Tutto è cristallizzato nei sassi di questo presepe, tra i ciuffi d’erba e il muschio odoroso: l’odore del pane e della cannella svetta tra i tetti e le piccole case che si arrampicano sulle pareti rocciose, i pastori moderni tornano dalle loro officine e dai loro affanni e sanno di belva selvatica e docile. Vivo in un presepe che si staglia nella cornice più remota di un Sud che accarezza l’ombelico di ogni donna e di ogni uomo. Non vi sono natività qui, ma solo parti quotidiani e acque che si rompono con la stessa drammaticità di un respiro smorzato. Vivo in un presepe dove la morte è antica amica e compagna, da accogliere in punta di piedi tra i vicoli di pietra e gli antichi portali medievali, da ingoiare a piccoli sorsi come un liquore forte. Vivo in un piccolo presepe che si è preparato ad accogliere la nascita di quel Cristo con l’odore di anice stellato e spezie varie. Vivo in un presepe fatto di mani, di impasti morbidi, di forme diverse e di dialetti incomprensibili, di dolci che rimangono sempre uguali sulle papille gustative e nei ricordi, di racconti misteriosi e bui come il fiume di notte. Vivo in un presepe fatto di occhi di anziani, che suonano ancora il flauto e che fissano la solitudine negli occhi dei gatti randagi, di alberi di Natale al margine dei piccoli negozi di alimentari e delle piazze grandi quanto uno specchio d’acqua. Vivo in un presepe di grandi tavolate che si ripopolano con le rondini emigranti che tornano dal fumo delle città, che svolazzano tra le frasi di circostanza e la buccia del mandarino. Anche se quest’anno le tavolate non si sono ripopolate, non è meno presepe del solito.

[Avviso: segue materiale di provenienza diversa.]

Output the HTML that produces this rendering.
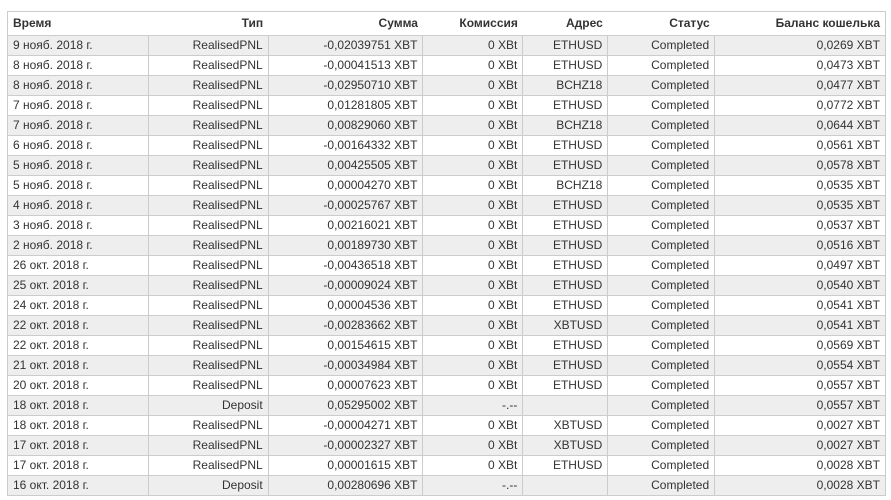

Non saprei immaginare un presepe diverso, a cui tornare e a cui appartenere. Appartengo ad un presepe che si prende tutta la mia memoria.
Dicembre è la primavera del mio presepe, perché per noi il Natale è una necessità. Più che una necessità, è un racconto profumato al miele, un cordone ombelicale strappato mille volte con violenza omicida ma poi annodato con la cura minuziosa di un certosino, è lo zucchero a velo, il succo aspro degli agrumi più amari, è pietra e legno nello stesso momento. Ogni borgo incastonato nella tela della memoria e dell’entroterra, ha bisogno di una certezza, di un frammento di codice genetico a cui appigliarsi per non smarrire i propri lineamenti tra l’erba e la roccia. Il Natale è la nostra parvenza di normalità, la nostra sete di certezze e carezze tra i contraccolpi e le bastonate quotidiane. Il nostro navigatore dell’anima tra una miriade di strade impraticabili e sentieri che non ci portano da nessuna parte, tra la solitudine e l’isolamento che ci porta a parlare soltanto con i morti.
Fin quando tutto ciò continuerà a esserci, al di là di tutto, e al di là di ogni parvenza di normalità, noi saremo al sicuro.